The SQL Server equivalent is the SELECT statement hint UPDLOCK.
See SQL Server Books Online for more information.
-first create filed (update time) to store last update record
-when any user select record save select time,
compare between select time and update time field if( update time) > (select time) that mean another user update this record after select record
SELECT FOR UPDATE and equivalents are good providing you hold the lock for a microscopic amount of time, but for a macroscopic amount (e.g. the user has the data loaded and hasn't pressed 'save' you should use optimistic concurrency as above. (Which I always think is misnamed - it's more pessimistic than 'last writer wins', which is usually the only other alternative considered.)
Another option is to test that the values in the record that you are changing are the still the same as they were when you started:
customer_nm AS customer_nm_orig
FROM demo_customer
WHERE customer_id = #p_customer_id
(display the customer_nm field and the user changes it)
UPDATE demo_customer
SET customer_nm = #p_customer_name_new
WHERE customer_id = #p_customer_id
AND customer_name = #p_customer_nm_old
RAISERROR( 'Update failed: Data changed' );
You don't have to add a new column to your table (and keep it up to date), but you do have to create more verbose SQL statements and pass new and old fields to the stored procedure.
It also has the advantage that you are not locking the records - because we all know that records will end up staying locked when they should not be...
The database will do this for you.

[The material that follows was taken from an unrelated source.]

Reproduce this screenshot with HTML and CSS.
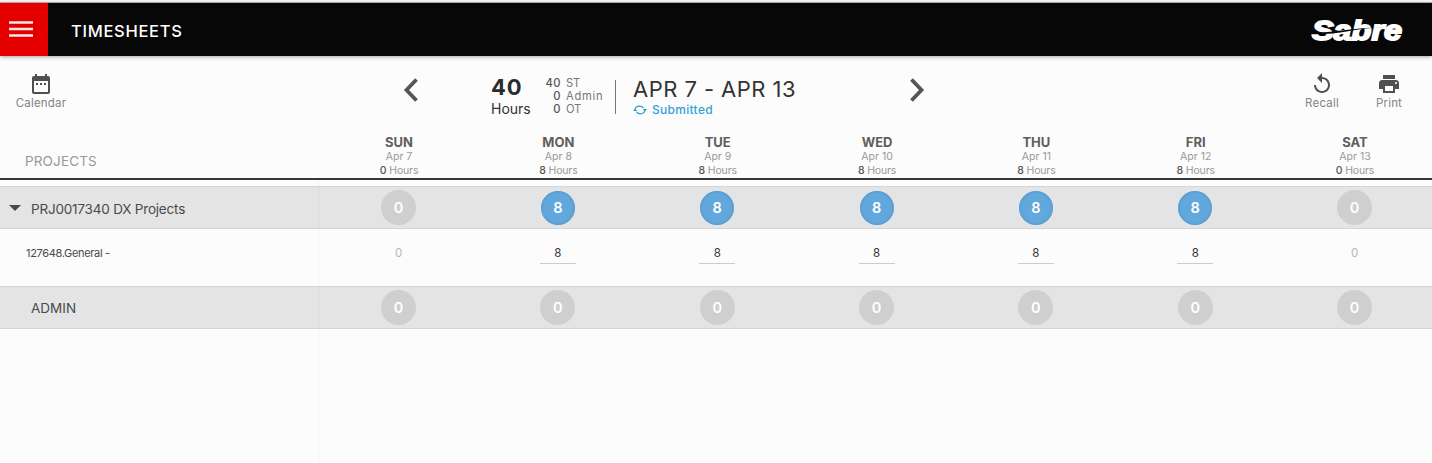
FILE: index.html
```html
<!DOCTYPE html>
<html lang="en">
<head>
<meta charset="utf-8">
<title>Timesheets</title>
<link rel="stylesheet" href="styles.css">
</head>
<body>
<header class="topbar">
  <button class="menu" aria-label="Menu"><svg width="24" height="16" viewBox="0 0 24 16"><path d="M0 1.5h24M0 8h24M0 14.5h24" stroke="#f4e8e8" stroke-width="2.700"/></svg></button>
  <h1 class="title">TIMESHEETS</h1>
  <svg class="logo" width="98" height="36" viewBox="0 0 98 36">
    <text class="logo-text" x="3" y="28" textLength="90" lengthAdjust="spacingAndGlyphs">Sabre</text>
    <path d="M1 22.300Q22 22.800 39 19.300T76 15.500Q57 15.300 39 17.800T1 21z" fill="#070707"/>
  </svg>
</header>
<section class="toolbar">
  <div class="tool calendar">
    <svg width="24" height="24" viewBox="0 0 24 24"><path fill="#505050" d="M9 11H7v2h2zm4 0h-2v2h2zm4 0h-2v2h2zm2-7h-1V2h-2v2H8V2H6v2H5c-1.100 0-2 .9-2 2v14c0 1.100.9 2 2 2h14c1.100 0 2-.9 2-2V6c0-1.100-.9-2-2-2zm0 16H5V9h14z"/></svg>
    <span class="label">Calendar</span>
  </div>
  <svg class="prev" width="16" height="24" viewBox="0 0 16 24"><path d="M13.500 1.500L3.500 12l10 10.500" fill="none" stroke="#555" stroke-width="3.800"/></svg>
  <div class="total"><b class="total-num">40</b><span class="total-label">Hours</span></div>
  <div class="split">
    <b>40</b><span class="st">ST</span>
    <b>0</b><span class="adm">Admin</span>
    <b>0</b><span class="ot">OT</span>
  </div>
  <div class="period">
    <span class="range">APR 7 - APR 13</span>
    <span class="status"><svg width="14" height="10" viewBox="0 0 14 10"><path d="M2 6V4.800Q2.500 1.300 6.500 1.200Q9 1.200 10.500 3M12 4v1.200Q11.500 8.800 7.500 8.800Q5 8.800 3.500 7" fill="none" stroke="#35a0d8" stroke-width="1.200"/><path d="M0 6h4.300L2.200 3.500zM9.700 4H14l-2.200 2.500z" fill="#35a0d8"/></svg><span class="submitted">Submitted</span></span>
  </div>
  <svg class="next" width="16" height="24" viewBox="0 0 16 24"><path d="M2.500 1.500L12.500 12l-10 10.500" fill="none" stroke="#555" stroke-width="3.800"/></svg>
  <div class="tool recall">
    <svg width="24" height="24" viewBox="0 0 24 24"><path fill="#505050" d="M12 5V1L7 6l5 5V7c3.310 0 6 2.690 6 6s-2.690 6-6 6-6-2.690-6-6H4c0 4.420 3.580 8 8 8s8-3.580 8-8-3.580-8-8-8z"/></svg>
    <span class="label">Recall</span>
  </div>
  <div class="tool print">
    <svg width="24" height="24" viewBox="0 0 24 24"><path fill="#505050" d="M19 8H5c-1.660 0-3 1.340-3 3v6h4v4h12v-4h4v-6c0-1.660-1.340-3-3-3zm-3 11H8v-5h8zm3-7c-.55 0-1-.45-1-1s.45-1 1-1 1 .45 1 1-.45 1-1 1zm-1-9H6v4h12z"/></svg>
    <span class="label">Print</span>
  </div>
</section>
<main class="sheet">
  <div class="row head">
    <div class="projects"><span>PROJECTS</span></div>
    <div class="day"><b>SUN</b><span>Apr 7</span><span><i>0</i> Hours</span></div>
    <div class="day"><b>MON</b><span>Apr 8</span><span><i>8</i> Hours</span></div>
    <div class="day"><b>TUE</b><span>Apr 9</span><span><i>8</i> Hours</span></div>
    <div class="day"><b>WED</b><span>Apr 10</span><span><i>8</i> Hours</span></div>
    <div class="day"><b>THU</b><span>Apr 11</span><span><i>8</i> Hours</span></div>
    <div class="day"><b>FRI</b><span>Apr 12</span><span><i>8</i> Hours</span></div>
    <div class="day"><b>SAT</b><span>Apr 13</span><span><i>0</i> Hours</span></div>
  </div>
  <div class="row gap"><div class="edge"></div></div>
  <div class="row group">
    <div class="edge name"><svg class="caret" width="12" height="6" viewBox="0 0 12 6"><path d="M0 0h12L6 6z" fill="#484848"/></svg><span class="prj">PRJ0017340 DX Projects</span></div>
    <div class="cell"><span class="dot">0</span></div>
    <div class="cell"><span class="dot on">8</span></div>
    <div class="cell"><span class="dot on">8</span></div>
    <div class="cell"><span class="dot on">8</span></div>
    <div class="cell"><span class="dot on">8</span></div>
    <div class="cell"><span class="dot on">8</span></div>
    <div class="cell"><span class="dot">0</span></div>
  </div>
  <div class="row task">
    <div class="edge task-name"><span>127648.General -</span></div>
    <div class="cell"><span class="val">0</span></div>
    <div class="cell"><span class="val input">8</span></div>
    <div class="cell"><span class="val input">8</span></div>
    <div class="cell"><span class="val input">8</span></div>
    <div class="cell"><span class="val input">8</span></div>
    <div class="cell"><span class="val input">8</span></div>
    <div class="cell"><span class="val">0</span></div>
  </div>
  <div class="row group admin-group">
    <div class="edge name"><span class="admin">ADMIN</span></div>
    <div class="cell"><span class="dot">0</span></div>
    <div class="cell"><span class="dot">0</span></div>
    <div class="cell"><span class="dot">0</span></div>
    <div class="cell"><span class="dot">0</span></div>
    <div class="cell"><span class="dot">0</span></div>
    <div class="cell"><span class="dot">0</span></div>
    <div class="cell"><span class="dot">0</span></div>
  </div>
  <div class="row rest"><div class="edge"></div></div>
</main>
</body>
</html>
```
FILE: styles.css
```css
* { box-sizing: border-box; }
body { margin: 0; height: 463px; overflow: hidden; display: flex; flex-direction: column; background: #fcfcfc; font-family: Inter, "Open Sans", sans-serif; color: #4a4a4a; white-space: nowrap; }
svg { display: block; flex: none; }
.topbar { flex: none; height: 54px; margin-top: 2px; border-top: 1px solid #aaa; display: flex; align-items: center; background: #070707; box-shadow: 0 1px 4px rgba(0,0,0,.35); }
.menu { width: 48px; height: 53px; border: 0; padding: 0 0 2px 9px; background: #e50000; }
.title { margin: 3px 0 0 23px; font-size: 16.500px; font-weight: 500; letter-spacing: .7px; color: #fff; }
.logo { margin: 0 25px 0 auto; overflow: visible; }
.logo-text { font: italic bold 28px "Liberation Sans", sans-serif; fill: #fff; stroke: #fff; stroke-width: 1.800px; }

.toolbar { flex: none; height: 74px; display: flex; align-items: flex-start; }
.tool { display: flex; flex-direction: column; align-items: center; padding-top: 16px; }
.tool .label { font-size: 11.500px; line-height: 14px; letter-spacing: .2px; color: #858585; }
.calendar { width: 82px; }
.prev { margin: 22px 0 0 321px; }
.total { width: 60px; margin: 19px 0 0 72px; display: flex; flex-direction: column; }
.total-num { font-size: 22px; line-height: 25px; letter-spacing: .9px; color: #2b2b2b; }
.total-label { font-size: 14px; line-height: 18px; color: #333; }
.split { width: 72px; height: 34px; margin: 24px 0 0 -7px; border-right: 1px solid #777; display: grid; grid-template-columns: 17px 1fr; column-gap: 5px; grid-auto-rows: 13px; line-height: 13px; font-size: 11.200px; color: #777; }
.split b { font-weight: 500; color: #555; text-align: right; letter-spacing: .5px; margin-top: -3px; }
.split span { margin-top: -3px; }
.adm { letter-spacing: .7px; }
.st, .ot { letter-spacing: -.1px; }
.period { width: 180px; margin: 20px 0 0 17px; display: flex; flex-direction: column; }
.range { font-size: 22px; line-height: 26px; letter-spacing: .45px; color: #333; }
.status { display: flex; align-items: center; gap: 5px; line-height: 16px; font-size: 12px; color: #35a0d8; }
.submitted { font-weight: 500; letter-spacing: .3px; }
.next { margin: 22px auto 0 96px; }
.recall { width: 60px; }
.print { width: 60px; margin: 0 13px 0 7px; }

.sheet { flex: 1; display: flex; flex-direction: column; }
.row { flex: none; display: grid; grid-template-columns: 318.900px repeat(7, 159.330px); overflow: hidden; }
.edge { border-right: 1px solid rgba(0,0,0,.035); }
.head { height: 50px; border-bottom: 2px solid #383838; }
.projects { padding: 23px 0 0 25px; font-size: 13.500px; line-height: 16px; letter-spacing: .15px; color: #999; }
.day { padding: 5px 0 0 1px; display: flex; flex-direction: column; align-items: center; font-size: 10.500px; line-height: 14px; color: #999; }
.day b { font-size: 13px; line-height: 15px; color: #5e5e5e; }
.day span:last-child { letter-spacing: -.15px; }
.day i { font-style: normal; font-weight: 500; color: #555; }
.gap { height: 6px; }
.group { height: 43px; border-top: 1px solid #d5d5d5; border-bottom: 1px solid #d5d5d5; background: #e4e4e4; }
.name { display: flex; align-items: center; font-size: 13.500px; padding-top: 3px; }
.caret { margin: -3px 10px 0 9px; }
.prj { letter-spacing: -.2px; }
.admin { padding-left: 31px; }
.admin-group .name { padding-top: 1px; }
.cell { display: flex; align-items: center; justify-content: center; }
.dot { width: 35px; height: 35px; border-radius: 50%; background: #cfcfcf; color: #fff; display: flex; align-items: center; justify-content: center; font-size: 14.500px; font-weight: 600; }
.dot.on { width: 34px; height: 34px; background: #62a8dc; box-shadow: inset 0 0 3px rgba(40,110,170,.5); }
.task { height: 57px; }
.task-name { padding: 16px 0 0 26px; font-size: 11px; line-height: 16px; letter-spacing: -.33px; }
.task .cell { align-items: flex-start; padding-top: 14px; }
.val { width: 36px; height: 21px; line-height: 20px; text-align: center; font-size: 11.500px; color: #b5b5b5; }
.input { color: #333; border-bottom: 1px solid #ccc; }
.rest { flex: 1; }
```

Look at "select ... for update", which is designed just for this kind of thing. It will give you a write lock on the selected rows, which you can then commit or roll back.
With me, the best way i have a column lastupdate (timetamp datatype).
when select and update just compare this value
another advance of this solution is that you can use this column to track down the time data has change.
I think it is not good if you just create a colum like isLock for check update.